While it’s her show, she was working with a strong cast. Alexis Smith was a stage actress at this point with a Tony to her name but, before that, she’d acted with Bogart, Gable and Grant. Martin Sheen had only acted for a decade, but he had Badlands behind him, as well as a string of impactful TV movies, not least That Certain Summer and The Execution of Private Slovik.

Scott Jacoby, who plays Mario here, was also in That Certain Summer, playing the unknowing son of Sheen’s gay lover, so they already knew each other. He also led the cast in Bad Ronald, a further impactful TV movie. That leaves Mort Shuman, Officer Miglioriti, who was far better known as a songwriter than an actor. With his writing partner, Doc Pomus, they wrote many rock ’n’ roll hits you know by heart: A Teenager in Love, This Magic Moment, even Viva Las Vegas.

With such talent behind it, the script, by the author of the source novel, Laird Koenig, gains depth. It’s a drama talking up the capability of children to be independent. I haven’t told you a lot about the back story, but it’s a scenario to spark a discussion on children’s rights. It’s also a horror movie, the body in the cellar going all the way back to Edgar Allan Poe.

Above all, it’s a psychological thriller, with an adult predator, one who’s predilections are known to his community, honing in on a fresh victim as she’s becoming sexually aware.
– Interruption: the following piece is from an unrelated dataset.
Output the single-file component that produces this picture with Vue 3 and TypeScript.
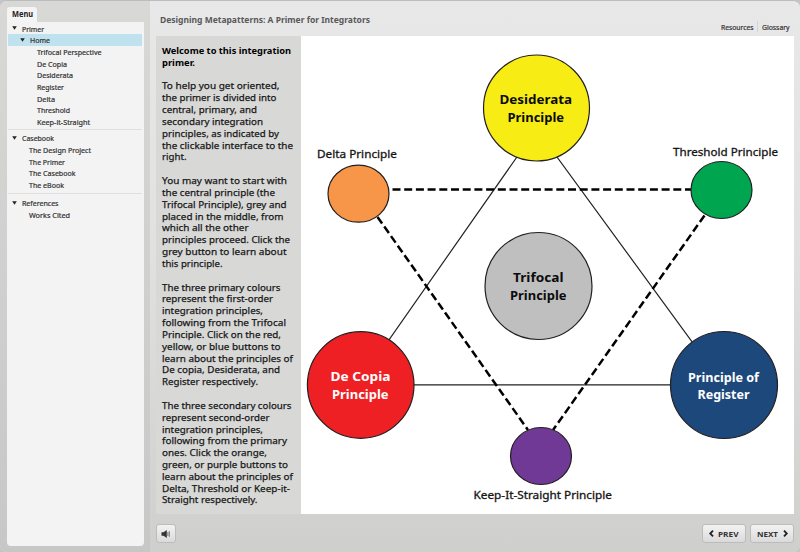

The later scene with Mario is ripe for debate, given he knows that she’s thirteen too, even if he’s not much older. The nude scene isn’t Foster, I should add; it’s her older sister Connie again.

All of that hinges on five actors and a script, most of all Jodie Foster. They all do it justice, all the way to Rynn’s calmness at the very end. While this is clearly a seventies movie, it holds up very well half a century on.